As the negligent master and bosun were employees acting in the course and scope of their employment, their employer would have been vicariously liable. Although the case does not specifically discuss vicarious liability, Denning LJ stated, "the steamship company say that, as good employers, they will stand behind the master and boatswain and meet any damages and costs that may be awarded against them".

Although the decision in The Himalaya is clear and unambiguous, the reasoning (ratio decidendi) underpinning the case is still the subject of some debate. The courts at various times have suggested that the exception to the common law rules of privity of contract may be founded upon "public policy" reasoning, the law of agency, trust arrangements, or (with respect to goods) by the law of bailment rather than the law of contracts.

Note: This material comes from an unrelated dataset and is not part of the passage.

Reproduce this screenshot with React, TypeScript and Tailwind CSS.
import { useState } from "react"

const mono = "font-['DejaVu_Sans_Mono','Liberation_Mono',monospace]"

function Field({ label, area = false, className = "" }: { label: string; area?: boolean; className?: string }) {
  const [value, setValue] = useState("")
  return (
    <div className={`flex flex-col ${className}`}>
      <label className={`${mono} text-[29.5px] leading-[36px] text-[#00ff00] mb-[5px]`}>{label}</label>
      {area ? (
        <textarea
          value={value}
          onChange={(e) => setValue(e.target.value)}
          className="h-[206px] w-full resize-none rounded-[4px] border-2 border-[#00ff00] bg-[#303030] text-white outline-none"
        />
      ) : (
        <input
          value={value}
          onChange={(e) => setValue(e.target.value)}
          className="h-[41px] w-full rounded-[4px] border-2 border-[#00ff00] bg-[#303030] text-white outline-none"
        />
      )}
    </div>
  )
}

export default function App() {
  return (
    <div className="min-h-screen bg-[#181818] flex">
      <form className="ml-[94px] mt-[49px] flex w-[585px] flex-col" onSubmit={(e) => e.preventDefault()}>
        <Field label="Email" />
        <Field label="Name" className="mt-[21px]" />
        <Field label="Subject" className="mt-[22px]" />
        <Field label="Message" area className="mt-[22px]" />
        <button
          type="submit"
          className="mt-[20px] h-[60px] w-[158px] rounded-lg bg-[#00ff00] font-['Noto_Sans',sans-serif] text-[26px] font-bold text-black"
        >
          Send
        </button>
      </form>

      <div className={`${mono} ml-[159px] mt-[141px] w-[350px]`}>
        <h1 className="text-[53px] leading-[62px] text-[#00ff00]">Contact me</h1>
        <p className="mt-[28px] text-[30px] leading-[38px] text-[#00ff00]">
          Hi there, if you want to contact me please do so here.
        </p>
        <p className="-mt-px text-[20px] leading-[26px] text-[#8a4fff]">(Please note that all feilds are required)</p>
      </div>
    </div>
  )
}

== Legal developments since Adler v Dickson==
The decision is now accepted as settled law in most common law countries, having been upheld several times by the Judicial Committee of the Privy Council.

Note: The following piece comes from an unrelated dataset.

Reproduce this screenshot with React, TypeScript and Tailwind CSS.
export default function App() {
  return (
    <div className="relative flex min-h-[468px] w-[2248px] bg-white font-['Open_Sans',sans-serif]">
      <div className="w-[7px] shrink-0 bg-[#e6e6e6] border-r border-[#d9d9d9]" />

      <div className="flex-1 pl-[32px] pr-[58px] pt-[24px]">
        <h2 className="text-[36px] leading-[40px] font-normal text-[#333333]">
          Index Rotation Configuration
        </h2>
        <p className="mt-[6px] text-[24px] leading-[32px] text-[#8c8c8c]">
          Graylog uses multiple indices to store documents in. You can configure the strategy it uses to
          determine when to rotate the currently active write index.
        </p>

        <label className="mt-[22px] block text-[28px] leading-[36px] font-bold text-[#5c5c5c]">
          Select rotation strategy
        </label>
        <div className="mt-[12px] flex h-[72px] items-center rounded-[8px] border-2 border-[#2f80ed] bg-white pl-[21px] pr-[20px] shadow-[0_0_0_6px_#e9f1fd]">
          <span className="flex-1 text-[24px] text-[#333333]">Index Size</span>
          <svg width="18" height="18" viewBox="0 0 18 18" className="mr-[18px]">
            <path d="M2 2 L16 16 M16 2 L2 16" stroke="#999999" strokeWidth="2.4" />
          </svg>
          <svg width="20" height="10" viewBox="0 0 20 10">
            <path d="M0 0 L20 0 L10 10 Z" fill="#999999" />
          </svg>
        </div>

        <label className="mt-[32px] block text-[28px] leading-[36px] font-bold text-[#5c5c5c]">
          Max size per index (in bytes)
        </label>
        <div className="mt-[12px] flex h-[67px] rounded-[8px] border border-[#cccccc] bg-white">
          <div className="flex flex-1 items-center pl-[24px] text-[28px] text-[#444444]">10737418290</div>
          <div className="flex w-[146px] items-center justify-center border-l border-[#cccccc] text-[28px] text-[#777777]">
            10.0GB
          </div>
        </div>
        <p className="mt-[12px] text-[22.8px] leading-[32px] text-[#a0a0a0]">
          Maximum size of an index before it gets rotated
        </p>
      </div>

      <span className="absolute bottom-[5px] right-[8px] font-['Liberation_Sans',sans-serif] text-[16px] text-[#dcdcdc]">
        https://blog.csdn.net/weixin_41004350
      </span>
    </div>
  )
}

The Himalaya decision itself has been partly superseded by legislation in the United Kingdom on two fronts:
- Under s.2(1) of the Unfair Contract Terms Act 1977, it is no longer possible to limit liability for personal injury or death caused by negligence;
- Under the Contracts (Rights of Third Parties) Act 1999, section 6, contracts may confer benefits upon third parties, in a wider form than under the decision in the Himalaya.
- Although the Contracts (Rights of Third Parties) Act 1999 does NOT apply to contracts for carriage of goods by sea (in order to avoid conflict with the Carriage of Goods by Sea Act 1971), the 1999 Act does permit the giving to a third party the benefit of an exclusion or limitation clause in the contract.

The following cases reveal how English common law has progressed since Adler v Dickson:
- Scruttons v Midland Silicones [1962] AC 446: The House of Lords applied the Privity Rule to prevent a negligent stevedore from relying on a limitation clause in the bill of lading.
- N.Z. Shipping v Satterthwaite (The Eurymedon) [1975] AC 154: The Privy Council found that enough had been done to allow a negligent stevedore to rely on such a limitation clause.
- Port Jackson Stevedoring v Salmond, The New York Star [1980] 3 All ER 257 PC developed the law further.
- The Mahkutai [1996] AC 650, 664–5, where Lord Goff opined that it was "perhaps inevitable" that there should develop "a fully-fledged exception to the doctrine of privity of contract".
- Houtimport v Agrosin, The Starsin [2003] 1 Lloyd's Rep 571 also developed the law further.

== The United States ==
The decision of the English courts has been generally accepted and adopted throughout the Commonwealth. In the United States, which has always had a more circumspect view of the rules of privity of contract, has generally been accommodating to exceptions to the principle, and the decision in Herd v Krawill 359 US 297 [1959], Lloyd’s Rep 305, is generally taken to uphold them provided (as in other legal systems) certain criteria are adhered to.

== Sample Himalaya clause ==
"It is hereby expressly agreed that no servant or agent of the carrier (including every independent contractor from time to time employed by the carrier) shall in any circumstances whatsoever be under any liability whatsoever to the shipper, consignee or owner of the goods or to any holder of this Bill of Lading for any loss, damage or delay of whatsoever kind arising or resulting directly or indirectly from any act, neglect or default on his part while acting in the course of or in connection with his employment and, without prejudice to the generality of the foregoing provisions of this clause, every exemption, limitation, condition and liberty herein contained and every right, exemption from liability, defense and immunity of whatsoever nature applicable to the carrier or to which the carrier is entitled hereunder shall also be available and shall extend to protect every such servant or agent of the carrier acting as aforesaid and for the purpose of all the foregoing provisions of this clause the carrier is or shall be deemed to be acting as agent or trustee on behalf of and for the benefit of all persons who are or might be his servants or agents from time to time (including independent contractors as aforesaid) and all such persons shall to this extent be or be deemed to be parties to the contract in or evidenced by this Bill of Lading."